We were invited to ride on the flat cars whenever we wanted to go to the City. One day my mother, Ann Malin Sharp, took all of us children including Mary Easter, Elizabeth, George T., Lottie (Harriett Charlotte) and myself to Salt Lake City to buy some new clothes and we rode on the flat cars. When we went to the depot to return home, there was a train with one coach, a caboose and a group of men who, judging from their conversation appeared to be railroad officials. They were going south on that train. Brigham Young invited us to ride in the coach with the gentlemen, which we did. When we reached our field, the train slowed to a stop to let us off. Brigham Young invited us to remain on the train and ride to the end of the line and return. The invitation was gladly accepted.

The railroad was then extended as far as Dry Creek. Going south the train stopped at about where the Sandy Depot now stands. The men got off the train, looked around and talked awhile; then the train continued to Dry Creek. Returning north the train stopped at the same place as before. A ditch had been built to try to irrigate the land where Sandy City now stands. East of Sandy from where the ditch was built the earth was so extremely sandy they doubted if it would carry water--they feared the banks would wash away. The ditch carried the water, that washed part of the banks, depositing the sand with the water on the sandy soil. At the place where the train stopped a great deal of sand had been washed onto the soil making it very sandy in this location. Brigham Young raked his cane in the sand and scraped his foot in the sand, then turning around he looked in every direction and then said, "Sand! Sand! Everywhere sand! We'll call this place Sandy."

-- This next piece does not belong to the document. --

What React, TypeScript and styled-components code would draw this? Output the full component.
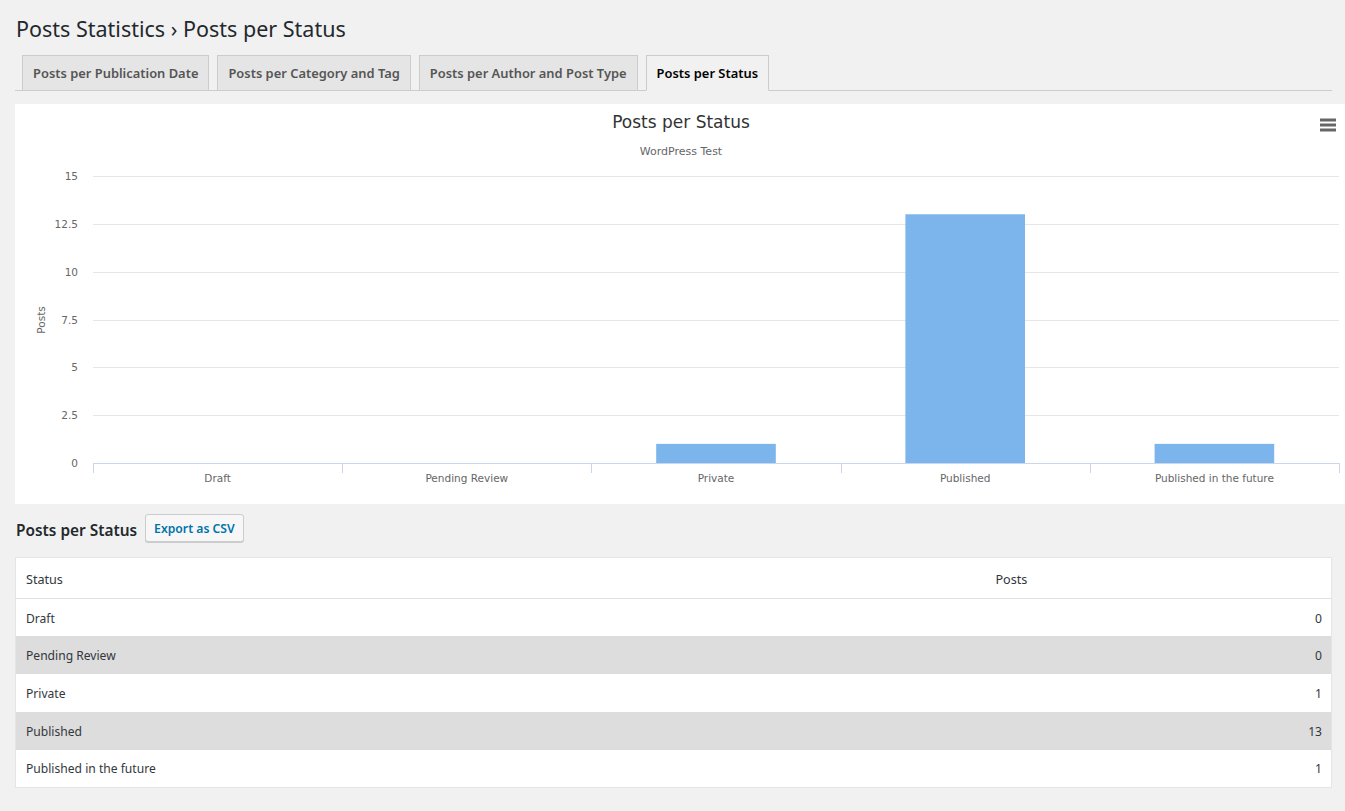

Ann's younger sister Mary Easter Sharp, was 10 years old at the same time. Her daughter, Ethel Young Lambson, remembered her mother's saying several times that riding the first train to Sandy as a guest of Brigham Young was the highlight of her childhood. She often dramatized Brigham Young in the naming of Sandy, even to the tone of his voice. (part from Heart Throbs of the West, by Kate B. Carter, Volume 12, pages 111-112)

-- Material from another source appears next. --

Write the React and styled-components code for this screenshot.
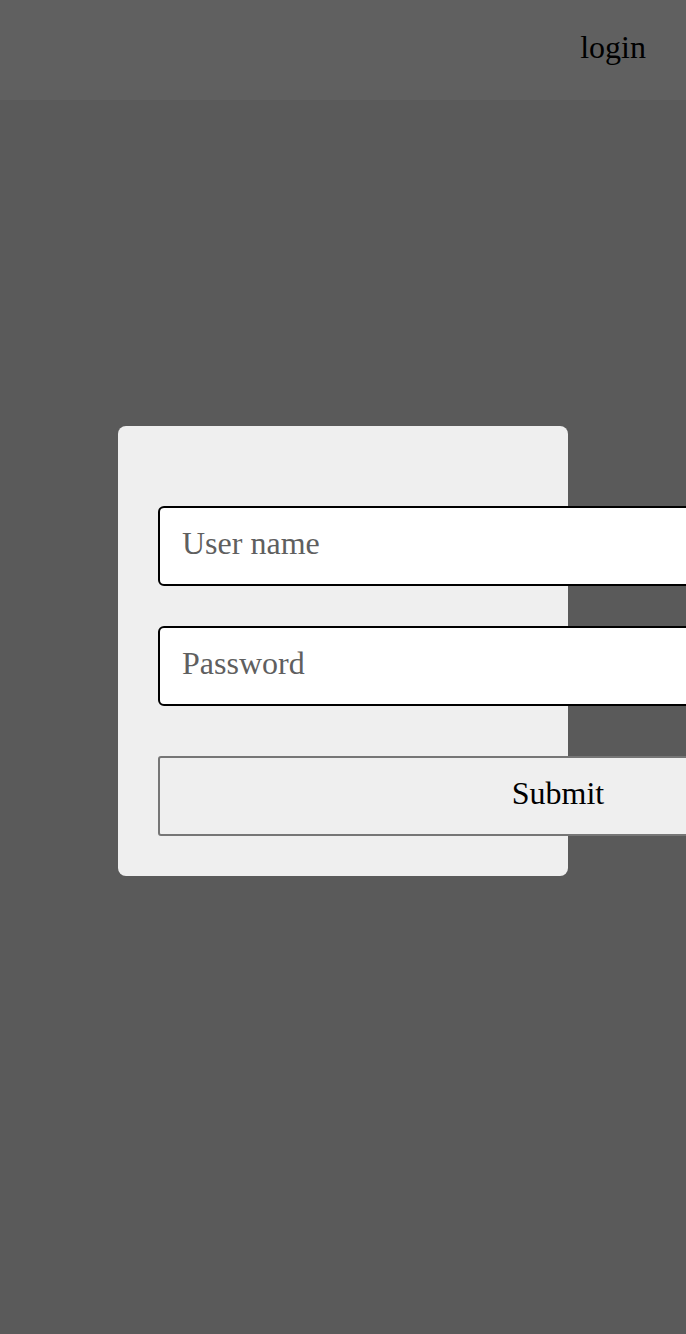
import React from 'react'
import styled, { createGlobalStyle } from 'styled-components'

const GlobalStyle = createGlobalStyle`
  html, body {
    margin: 0;
    padding: 0;
    background-color: #5a5a5a;
    font-family: 'Liberation Serif', 'Times New Roman', serif;
    overflow: hidden;
  }
`

const Page = styled.div`
  width: 686px;
  min-height: 1334px;
  background-color: #5a5a5a;
`

const Header = styled.header`
  height: 100px;
  background-color: #606060;
  display: flex;
  align-items: center;
  justify-content: flex-end;
  padding: 0 40px;
  box-sizing: border-box;
`

const HeaderLink = styled.span`
  font-size: 32px;
  color: #000000;
  line-height: 1;
  transform: translateY(-3px);
`

const Main = styled.main`
  padding: 326px 0 0 118px;
`

const Card = styled.form`
  width: 450px;
  height: 450px;
  box-sizing: border-box;
  background-color: #efefef;
  border-radius: 8px;
  padding: 80px 40px 40px;
  display: flex;
  flex-direction: column;
  gap: 40px;
`

const Field = styled.input`
  width: 800px;
  height: 80px;
  flex-shrink: 0;
  box-sizing: border-box;
  border: 2px solid #000000;
  border-radius: 6px;
  background: #ffffff;
  padding: 0 22px 6px;
  font-family: 'Liberation Serif', 'Times New Roman', serif;
  font-size: 32px;
  outline: none;

  &::placeholder {
    color: #5f5f5f;
  }
`

const SubmitButton = styled.button`
  width: 800px;
  height: 80px;
  flex-shrink: 0;
  margin-top: 10px;
  box-sizing: border-box;
  border: 2px solid #767676;
  border-radius: 3px;
  background: #efefef;
  color: #000000;
  padding: 0 0 6px;
  font-family: 'Liberation Serif', 'Times New Roman', serif;
  font-size: 32px;
`

export default function App() {
  return (
    <Page>
      <GlobalStyle />
      <Header>
        <HeaderLink>login</HeaderLink>
      </Header>
      <Main>
        <Card onSubmit={e => e.preventDefault()}>
          <Field type='text' placeholder='User name' />
          <Field type='password' placeholder='Password' />
          <SubmitButton type='submit'>Submit</SubmitButton>
        </Card>
      </Main>
    </Page>
  )
}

Later research suggests that the stop by the railroad officials at what was later called Sandy, would have likely been to discuss the movement of granite blocks to the LDS Salt Lake City temple, which was under construction at the time. Following completion of Utah Southern through both Sandy and Draper in late 1871, surveys were completed during the following summer of 1872 for a spur line between Utah Southern at Sandy, and the granite quarries at the mouth of Little Cottonwood Canyon five miles to the east.

During the summer of 1871, Utah Southern construction was halted briefly at the north side of Dry Creek while a large trestle bridge was constructed to cross what today is known as Dimple Dell. In 1872, construction of the Utah Southern spur was completed for a distance of three and a half miles, just over half the distance to the quarries.

The difficulty of construction due to steep hills and sharp curves soon pointed to the need for a narrow gauge railroad, and a separate company was organized in October 1872 to build the actual line to the quarries. Known as the Wasatch and Jordan Valley Railroad, the new narrow gauge line continued past the granite quarries to serve a smelter, and the mines in Little Cottonwood Canyon, reaching Alta in September 1875. The granite quarries had been reached in the fall of 1872, and the transfer of granite blocks from narrow gauge tracks to the Utah Southern's standard gauge tracks, was the main reason for the sudden growth of Sandy as a town. Smelters soon were built at the same location, and Sandy became a center for mining activity as well.

The north side of Dry Creek, where Utah Southern track laying halted briefly in the summer of 1871 while a bridge was built, is the location of today's UTA TRAX light rail Sandy Civic Center Station, at about 10000 South.

UTA TRAX Historic Sandy Station is a couple blocks south of the historic center of Sandy where Main Street crosses Center Street. As with many towns that grew up around a railroad station, when it came time to name the streets, the east-west Main Street (8700 South) ended at the depot and was located to run west from that point, and the north-south Center Street (150 east) paralleled the railroad tracks.

Historic Sandy was also the interchange point, and crossing point, between the standard gauge Utah Southern and the narrow gauge Wasatch and Jordan Valley Railroad (D&RGW after 1881).